These days in Deuteronomy we read about court procedures.  There must be at least two witnesses, in a capital case, for a person who has committed idolatry must die.  Levites will settle baffling cases, and the king will have no role in justice.  We read also of Levites and prophets, whose authority came from God, not any other source.

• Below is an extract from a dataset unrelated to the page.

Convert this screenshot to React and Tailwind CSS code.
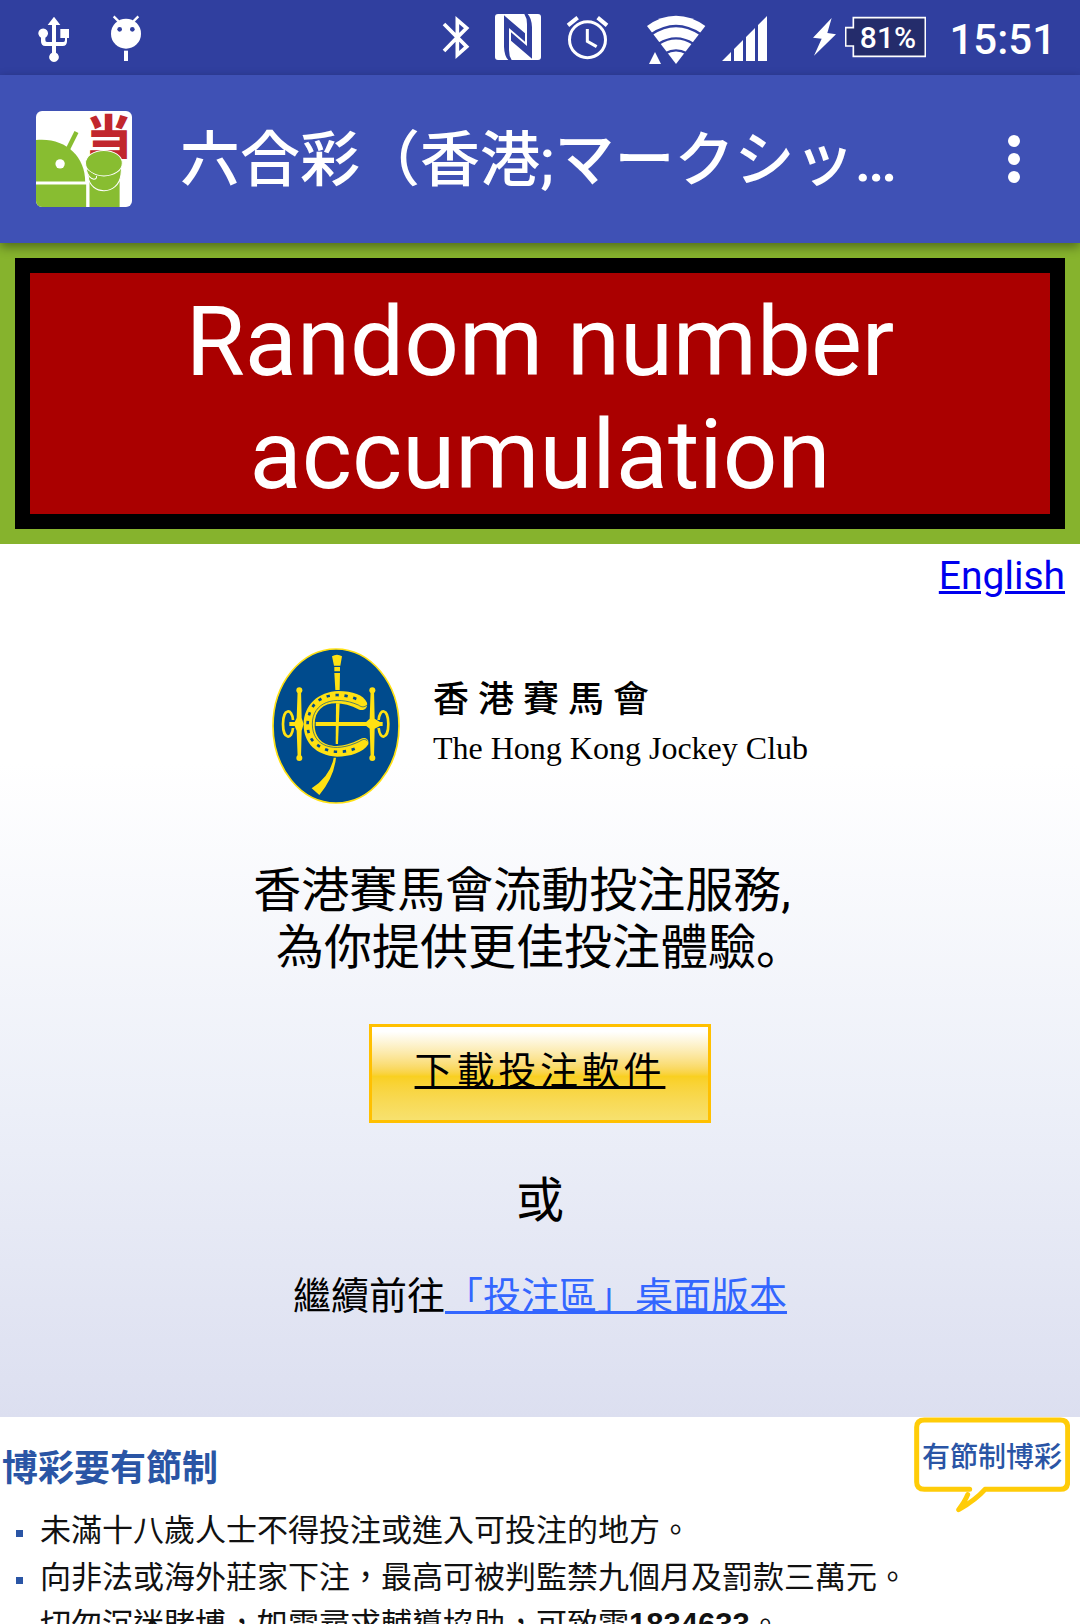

Speaking of prophets—yes, more than a prophet—we read of Jesus feeding the five thousand men plus an uncounted number of women and children with a small amount of food and ending up with more leftovers than the original supply of food.  Then we read of Jesus walking on water then curing many people.  That material completes a chapter which begins with the execution of St. John the Baptist due to a rash promise made at a tawdry party.  The sublime grace and a great power of God at work in Jesus exists among violent men and women.  That is the story I detect uniting Matthew 14.

There is also violence—albeit carefully regulated violence—in Deuteronomy 17.  I continue to object to executing people for committing idolatry either.  But, if human life is as valuable as some parts of the Law of Moses indicate, why is so much stoning demanded there?  I read of how Jesus helped people from various backgrounds (often marginalized individuals) and think of his great compassion.  Surely executing someone for working on the Sabbath or committing idolatry is inconsistent with that ethic.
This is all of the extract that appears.